Over time, the range of information that firms utilize in this core process has grown in volume, velocity, and variety. As such, firms have started to move beyond simply collecting raw material (data), to thinking about their information supply chains, an evolution that closely mirrors what we have seen in manufacturing industries. We are witnessing rapid evolution in the tools that are available to companies to process and analyze data. And a large variety of suppliers, in the form of ‘alternative’ data vendors, have sprung up to meet the ever-expanding needs of financial firms to feed their insight generation processes. One interesting feature of information supply chains is that they may be looping, meaning company A may produce some data (perhaps exhaust from a trading system), feed it to one or more refiners, aggregators, or derived-data producers, who then feed their output back to company A to use in their analytics.

These information supply chains are getting more complex and thus harder to manage, yet—to date—financial firms have generally managed them themselves. This has led to inefficiencies and redundancies across the industry. Every firm has had to become at least basically competent in data management, many have built some form of in-house platform (some well, some poorly) to help manage their data flows. And we are left with a situation where hundreds (in some cases thousands) of firms are wiring up to the same sources of data, downloading the same data, storing the same data, cleaning the same data, mapping the same data etc, independently, redundantly, with no economies of scale.

Just as Logistics firms arose to help manufacturing firms manage their increasingly complex and burdensome supply chains, a new type of firm—Informatics firms—are an inevitable evolution of the market to help companies manage their information supply chains. Informatics firms help companies discover relevant sources of data and help them evaluate that data for fitness to the needs of the firm. They implement and operate the data processing pipelines that are needed to get the information from the supplier to the customer, while validating, cleaning, transforming, mapping, and enriching the data along the way (what we might call Data Engineering) so that it arrives at the customer in a form that is immediately actionable, meaning a firm can do something with it that is pertinent for their business (what we might call Data Science), as is, without requiring further refinement. With a supply chain mentality, Informatics firms pull in the right tools and partners to get the job done.

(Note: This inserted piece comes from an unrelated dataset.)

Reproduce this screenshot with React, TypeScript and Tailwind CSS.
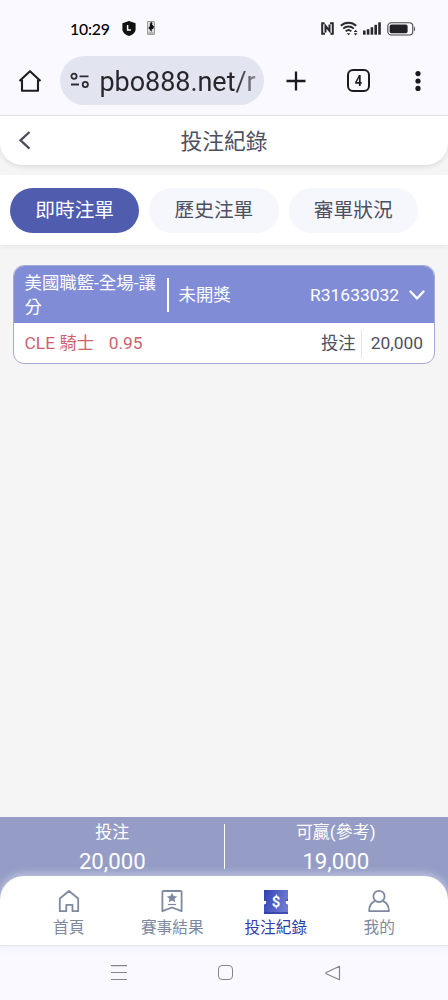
import { useState } from "react";
import type { ReactNode } from "react";

const tabs = ["即時注單", "歷史注單", "審單狀況"];

function StatusBar() {
  return (
    <div className="flex h-14 items-center pl-[70px] pr-8 text-[#1b1b1f]">
      <span className="w-[40px] whitespace-nowrap pt-[2px] font-[Lato,sans-serif] text-[15.800px] font-medium leading-none tracking-[-0.2px] text-black">
        10:29
      </span>
      <svg className="ml-3" width="14" height="15" viewBox="0 0 14 15">
        <path d="M0.4 2.2 7 0l6.6 2.2v6c0 3.5-3 5.4-6.6 6.800C3.400 13.600.4 11.700.4 8.200Z" fill="#111" />
        <path d="M5.600 4v5h3.300" stroke="#fff" strokeWidth="1.500" fill="none" />
      </svg>
      <svg className="ml-[11px]" width="8" height="14" viewBox="0 0 8 14">
        <rect x="0.500" y="0.500" width="7" height="13" rx="0.500" fill="#ddd" stroke="#888" strokeWidth="0.800" />
        <path d="M4 .8 5.500 2 5 3.500 7 5.500 6.500 7.500 4.500 8.500 5 10.500 3.500 10 3 8.500 1.200 7 2.800 5.500 3 3Z" fill="#111" />
        <path d="M1.500 12h5" stroke="#777" strokeWidth="0.800" />
      </svg>
      <div className="ml-auto flex items-center">
        <svg width="13" height="13" viewBox="0 0 13 13" fill="none" stroke="#29292d">
          <path d="M4 11.800H1.200V1.200h2.300M9 1.200h2.800v10.600H9.500" strokeWidth="2" />
          <path d="M4.500 10.500V3.800l4 5V2.500" strokeWidth="2" />
        </svg>
        <svg className="ml-[6px]" width="19" height="15" viewBox="0 0 19 15" fill="none" stroke="#29292d">
          <path d="M0.800 4.800C5 .7 12 .7 16.200 4.800M3.200 7.600c3-2.900 7.600-2.900 10.600 0M5.700 10.400c1.700-1.600 3.900-1.600 5.600 0" strokeWidth="1.900" />
          <path d="M6.600 12.200h3.800l-1.900 2Z" fill="#29292d" stroke="none" />
          <path d="m13.700 11 1.900-2.200 1.900 2.200ZM13.700 12.200h3.800l-1.900 2.200Z" fill="#29292d" stroke="none" />
        </svg>
        <svg className="ml-[4px]" width="18" height="13" viewBox="0 0 18 13" fill="#29292d">
          <rect x="0" y="8.500" width="2.600" height="4.200" />
          <rect x="3.800" y="7.200" width="2.600" height="5.500" />
          <rect x="7.600" y="5.200" width="2.600" height="7.500" />
          <rect x="11.400" y="2.800" width="2.600" height="9.900" />
          <rect x="15.200" y="0.300" width="2.600" height="12.400" />
        </svg>
        <svg className="ml-[6px] mt-[1px]" width="29" height="14" viewBox="0 0 29 14">
          <rect x="0.800" y="0.800" width="25" height="12.200" rx="3.500" fill="none" stroke="#444" strokeWidth="1.100" />
          <rect x="2.600" y="2.600" width="18" height="8.600" rx="1.800" fill="#222226" />
          <path d="M27 4.500c1.300.5 1.300 4.300 0 4.800Z" fill="#444" />
        </svg>
      </div>
    </div>
  );
}

function BrowserBar() {
  return (
    <div className="flex h-[49px] items-center">
      <svg className="ml-[18px] shrink-0" width="24" height="24" viewBox="0 0 24 24" fill="none" stroke="#1d1d20" strokeWidth="2.100" strokeLinejoin="round">
        <path d="M1.500 12 12 2.200 22.500 12" />
        <path d="M4 10.500v11.200h16V10.500" />
      </svg>
      <div className="ml-[18px] flex h-[49px] w-[204px] shrink-0 items-center rounded-full bg-[#e2e4f0] pl-[10px]">
        <svg className="mb-[2px] shrink-0" width="20" height="18" viewBox="0 0 20 18" fill="none" stroke="#2b2b30" strokeWidth="1.800">
          <circle cx="4" cy="5.300" r="2.600" />
          <path d="M9.500 5.300h9M1 13.500h8" />
          <circle cx="15.300" cy="13.500" r="2.600" />
        </svg>
        <span className="ml-[9.500px] mt-[2px] whitespace-nowrap bg-linear-to-r from-[#26262a] from-86% to-[#8b8c96] bg-clip-text font-[Roboto,sans-serif] text-[27px] leading-[36px] tracking-[-0.050px] text-transparent">
          pbo888.net/r
        </span>
      </div>
      <svg className="ml-[22px] shrink-0" width="20" height="20" viewBox="0 0 20 20" stroke="#1b1b1f" strokeWidth="2.300">
        <path d="M10 .5v19M.5 10h19" />
      </svg>
      <div className="ml-[41px] flex h-[23px] w-[23px] shrink-0 items-center justify-center rounded-[6px] border-2 border-[#1b1b1f] font-[Roboto,sans-serif] text-[15px] font-bold leading-none text-[#1b1b1f]">
        <span className="scale-x-85 pt-px">4</span>
      </div>
      <svg className="ml-[45px] shrink-0" width="6" height="20" viewBox="0 0 6 20" fill="#1b1b1f">
        <circle cx="3" cy="2.600" r="2.600" />
        <circle cx="3" cy="10" r="2.600" />
        <circle cx="3" cy="17.400" r="2.600" />
      </svg>
    </div>
  );
}

function BetCard() {
  return (
    <div className="mx-[13px] mt-5 h-[99px] overflow-hidden rounded-[11px] border-[1.500px] border-[#a3acd6] bg-white text-[17.400px]">
      <div className="flex h-[57px] items-center bg-[#808dd6] pl-[10.500px] pr-[9px] text-white">
        <div className="w-[142px] leading-6">美國職籃-全場-讓分</div>
        <div className="h-[34px] w-[2.500px] bg-white" />
        <div className="ml-[9.500px] pt-[2px]">未開獎</div>
        <div className="ml-auto pt-[1px]">R31633032</div>
        <svg className="ml-[10px]" width="16" height="10" viewBox="0 0 16 10" fill="none" stroke="white" strokeWidth="2.300" strokeLinecap="round" strokeLinejoin="round">
          <path d="m1.500 1.500 6.500 7 6.500-7" />
        </svg>
      </div>
      <div className="flex h-[40px] items-center pl-[10.500px] pr-[11px] pt-[1px] text-[#4d505e]">
        <span className="text-[#cf6070]">CLE 騎士</span>
        <span className="ml-[14.500px] text-[#cf6070]">0.95</span>
        <span className="ml-auto">投注</span>
        <div className="ml-[5px] mr-[9px] h-7 w-px bg-[#e2e3ec]" />
        <span>20,000</span>
      </div>
    </div>
  );
}

function Summary({ label, value }: { label: string; value: string }) {
  return (
    <div className="flex flex-1 flex-col items-center pt-[3px]">
      <span className="text-[17px] leading-6">{label}</span>
      <span className="mt-[3px] text-[22.200px] leading-7">{value}</span>
    </div>
  );
}

function NavItem({ label, active, children }: { label: string; active?: boolean; children: ReactNode }) {
  return (
    <div className={`flex flex-1 flex-col items-center ${active ? "text-[#303eae]" : "text-[#7e89a0]"}`}>
      <svg width="26" height="26" viewBox="0 0 26 26" fill="none" stroke="currentColor" strokeWidth="1.800" strokeLinejoin="round">
        {children}
      </svg>
      <span className="mt-[2px] text-[15.700px] leading-6">{label}</span>
    </div>
  );
}

function BottomNav() {
  return (
    <nav className="relative -mt-3 flex h-[70px] rounded-t-[24px] border-b border-[#e4e5ec] bg-white px-[17px] pt-[12px] shadow-[0_-1px_7px_2px_rgba(225,228,247,0.5)]">
      <NavItem label="首頁">
        <path d="M3.800 10.500 13 3l9.200 7.500v12.700h-5.700v-6.400h-6.200v6.400H3.800Z" />
      </NavItem>
      <NavItem label="賽事結果">
        <path d="M3.400 4.200q0-1.200 1.200-1.200h16.800q1.200 0 1.200 1.200v19L13 19.500l-9.600 3.700Z" />
        <path d="m13 4.800 1.600 3.200 3.600.4-2.600 2.400.7 3.500-3.300-1.800-3.300 1.800.7-3.500-2.600-2.400 3.600-.4Z" fill="currentColor" stroke="none" />
        <path d="M9 16.500h8" strokeWidth="1.200" />
      </NavItem>
      <NavItem label="投注紀錄" active>
        <defs>
          <linearGradient id="ticket" x1="0" x2="1" y1="0" y2="0.300">
            <stop offset="0" stopColor="#3040b4" />
            <stop offset="1" stopColor="#6c7bd0" />
          </linearGradient>
        </defs>
        <path d="M1 2h24v9.800a2.300 2.300 0 0 0 0 4.600V26H1v-9.600a2.300 2.300 0 0 0 0-4.600Z" fill="url(#ticket)" stroke="none" />
        <path d="M1 24h24v2H1Z" fill="#2734a0" opacity="0.600" stroke="none" />
        <path d="m1 11 3.300 1.800H1ZM25 11l-3.300 1.800H25Z" fill="#26318c" stroke="none" />
        <text x="13" y="19.200" textAnchor="middle" fill="white" stroke="none" fontSize="15" fontWeight="700">$</text>
      </NavItem>
      <NavItem label="我的">
        <circle cx="13" cy="8.400" r="5.600" />
        <path d="M9.300 12.800C5.300 14.300 3.100 18 3.100 23.100h19.800c0-5.100-2.200-8.800-6.200-10.300" />
      </NavItem>
    </nav>
  );
}

function SystemNav() {
  return (
    <div className="flex h-[54px] items-center bg-[#f9f9ff]">
      <svg className="ml-[111px]" width="16" height="16" viewBox="0 0 16 16" stroke="#85858c" strokeWidth="1.200">
        <path d="M0 .6h16M0 7.500h16M0 14.500h16" />
      </svg>
      <div className="mb-[1px] ml-[91px] h-[15px] w-[15px] rounded-[4px] border-[1.500px] border-[#85858c]" />
      <svg className="mb-[1px] ml-[92px]" width="16" height="16" viewBox="0 0 16 16" fill="none" stroke="#85858c" strokeWidth="1.200" strokeLinejoin="round">
        <path d="M14.500 1.200v13.600L1.200 8.700q-1-.6 0-1.200Z" />
      </svg>
    </div>
  );
}

export default function App() {
  const [selected, setSelected] = useState(0);

  return (
    <div className="flex h-[1000px] w-[448px] flex-col overflow-hidden bg-[#f5f5f6] font-[Roboto,'Noto_Sans_CJK_TC',sans-serif]">
      <div className="h-[116px] shrink-0 border-b border-[#e3e3ec] bg-[#f9f9ff]">
        <StatusBar />
        <BrowserBar />
      </div>

      <header className="relative flex h-[49px] shrink-0 items-center justify-center rounded-b-[22px] bg-white shadow-[0_2px_5px_rgba(0,0,0,0.1)]">
        <button className="absolute left-[18px] top-[15px]">
          <svg width="13" height="19" viewBox="0 0 13 19" fill="none" stroke="#4b4e5a" strokeWidth="2.300">
            <path d="M11.500 1 2.500 9.300l9 8.300" />
          </svg>
        </button>
        <h1 className="pt-[4px] text-[21.800px] text-[#4d505e]">投注紀錄</h1>
      </header>

      <div className="mt-[10px] flex h-[70px] shrink-0 items-center gap-[10px] bg-white px-[10px] shadow-[0_2px_4px_rgba(0,0,0,0.06)]">
        {tabs.map((tab, index) => (
          <button
            key={tab}
            onClick={() => setSelected(index)}
            className={`h-[45px] w-[129.300px] rounded-full pt-[2px] text-[19.700px] ${
              selected === index ? "bg-[#505daf] text-white" : "bg-[#f6f7fd] text-[#4d505e]"
            }`}
          >
            {tab}
          </button>
        ))}
      </div>

      <main className="flex-1">
        <BetCard />
      </main>

      <div className="flex h-[71px] shrink-0 bg-[#959dc6] text-white">
        <Summary label="投注" value="20,000" />
        <div className="-mx-px mt-[7px] h-[45px] w-px bg-white" />
        <Summary label="可贏(參考)" value="19,000" />
      </div>
      <div className="shrink-0 bg-[#959dc6]">
        <BottomNav />
      </div>
      <SystemNav />
    </div>
  );
}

In effect, Informatics firms ‘manage the flow of information between the point of origin and the point of consumption in order to meet requirements of customers’. Informatics firms can bring economies of scale to the industry by wiring up to a specific source of data once, storing that data once, cleaning that data once, mapping that data once, on behalf of many clients, who can share the costs of those things rather than bearing them independently and redundantly. Informatics firms can also help with the broad implementation of industry standards, which allows for more automation and greater efficiency for everyone.

Firms in information-driven industries, such as financial services, need to think of their core data and analytics workflow as their ‘manufacturing’ process and they need to think about the content that feeds that process as their critical supply chain. As they do so, Informatics firms can help them orchestrate, implement, and operate those supply chains more effectively and efficiently.